Elles prélèvent en plus auprès des détenteurs d’installations nucléaires une taxe annuelle de surveillance destinée à couvrir les coûts de surveillance non imputables à une installation spécifique.

11. Dans quelle mesure la centrale nucléaire résiste-t-elle aux bombes ?

La sûreté des installations et matières nucléaires vise à prévenir des atteintes à la sécurité nucléaire par des actes illicites, une libération intentionnée de substances radioactives dans l’environnement et la soustraction de matières radioactives. A ce propos, toutes les centrales nucléaires en Suisse possèdent un dispositif de sûreté spécifique.

12. Réalisez-vous des mesures à long terme concernant la diffusion de matières radioactives depuis un dépôt final ou quelque chose de semblable ?

Le stockage en couches géologiques profondes ne doit avoir pour conséquence qu’une exposition supplémentaire aux radiations pour des individus de la population qui soit minime. En vue de l’autorisation générale d’un dépôt en couches géologiques profondes, la Nagra doit démontrer la sécurité à long terme d’un dépôt en profondeur après sa fermeture. Une analyse de scénario et de risque globale est alors réalisée.

En Suisse, deux laboratoires souterrains sont exploités. L’un se trouve dans les roches cristallines (laboratoire souterrain du Grimsel) et l’autre dans les roches argileuses (laboratoire souterrain du Mont Terri). D’importants projets de recherche y sont menés sur le stockage en couches géologiques profondes de déchets radioactifs avec une participation internationale.
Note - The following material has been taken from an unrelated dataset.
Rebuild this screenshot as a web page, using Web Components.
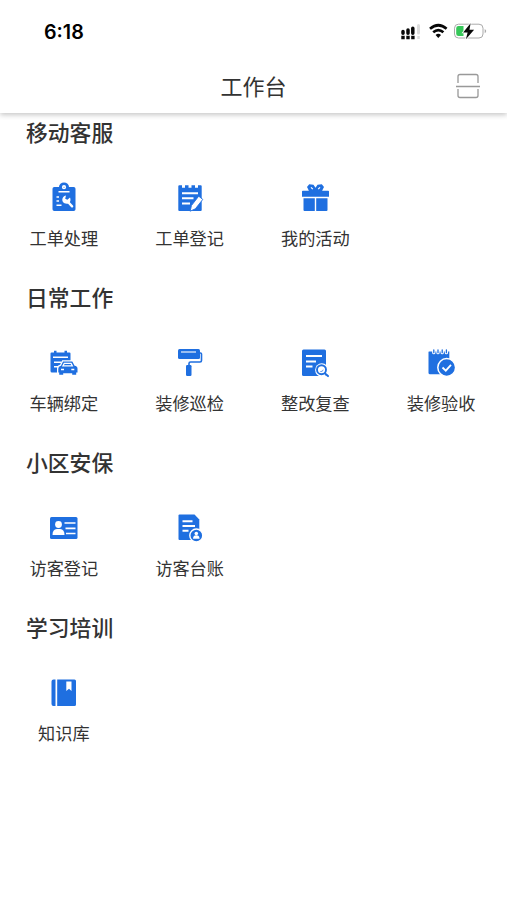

La recherche vise à identifier et à recenser les propriétés géotechniques, géochimiques et hydrauliques des formations rocheuses de ces sites, à développer et à vérifier des concepts de dépôt pour le confinement sûr de déchets radioactifs et des techniques visant à collecter des données pertinentes. Les résultats obtenus par la recherche permettent par ailleurs d’étudier, à l’aide d’essais de démonstration, le comportement de barrières techniques (bentonite, ciment, conteneurs en acier) et de barrières naturelles (roche d’accueil et roches «encaissantes») et de valider des modélisations dans ces domaines. Des expériences portant sur la diffusion sont alors aussi réalisées.